Boulton and Park were middle-class Londoners in their mid-20s who had formed a theatrical double act (Stella Clinton and Fanny Winnifred Park) and were well known in the West End. They attended theatres and social events dressed as women, attracted a lot of interest for their appearance and lifestyle, and were part of a “flamboyant” wider circle.
Boulton, Park and their escort Hugh Mundell were arrested when they tried to leave the Strand Theatre, and Boulton and Park were still wearing women’s clothing when they were brought before Bow Street Magistrates Court later.
They were charged with “conspiring and inciting persons to commit an unnatural offence”. The indictment was also against five others but three of them absconded, one was an American citizen, and another (Lord Arthur Clinton) supposedly died the day after the indictment was served.
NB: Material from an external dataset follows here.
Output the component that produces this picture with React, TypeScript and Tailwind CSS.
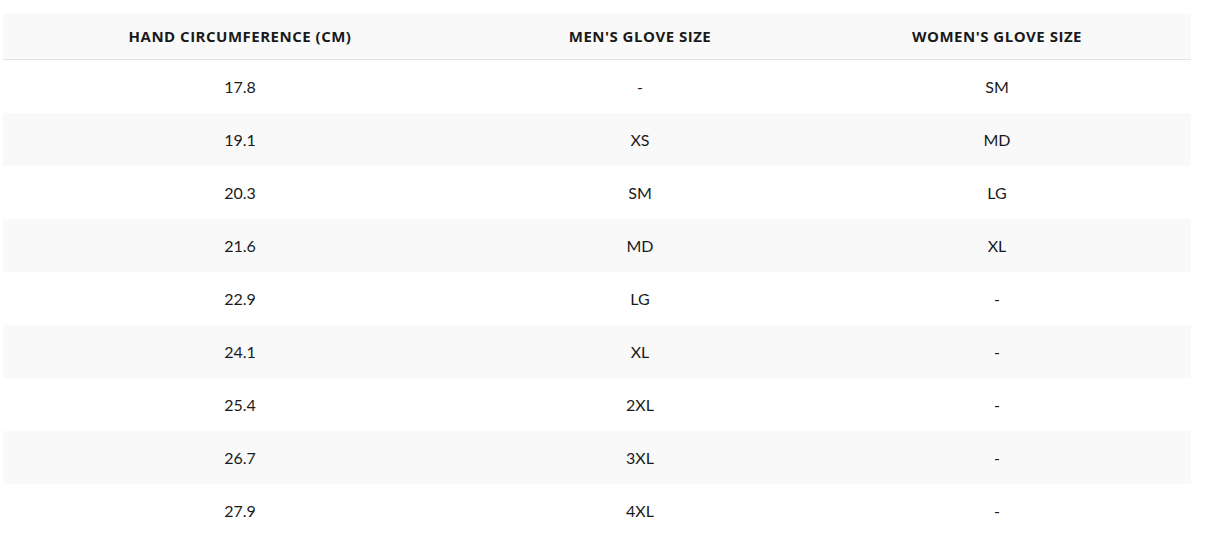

In court, Mundell said he refused to believe that Boulton and Park were men even when they told him. A trunkful of their dresses was presented as “evidence” but the prosecution could not prove that they had had sex or that the wearing of women’s clothing by men was an offence, and together with heavy-handed policing (they had been followed by the police for a year), the jury quickly found them not guilty.
The Lord Arthur Clinton character bizarrely appeared in a successful trial in 1882 when a woman was convicted of impersonating him in a cross-dressing fraud case (there was no sign of his Lordship however!).
Boulton and Park have appeared in a number of plays and stories and although less well-known than Oscar Wilde, they have an important place in LGBT history and their story challenges a number of lazy historical assumptions about this period.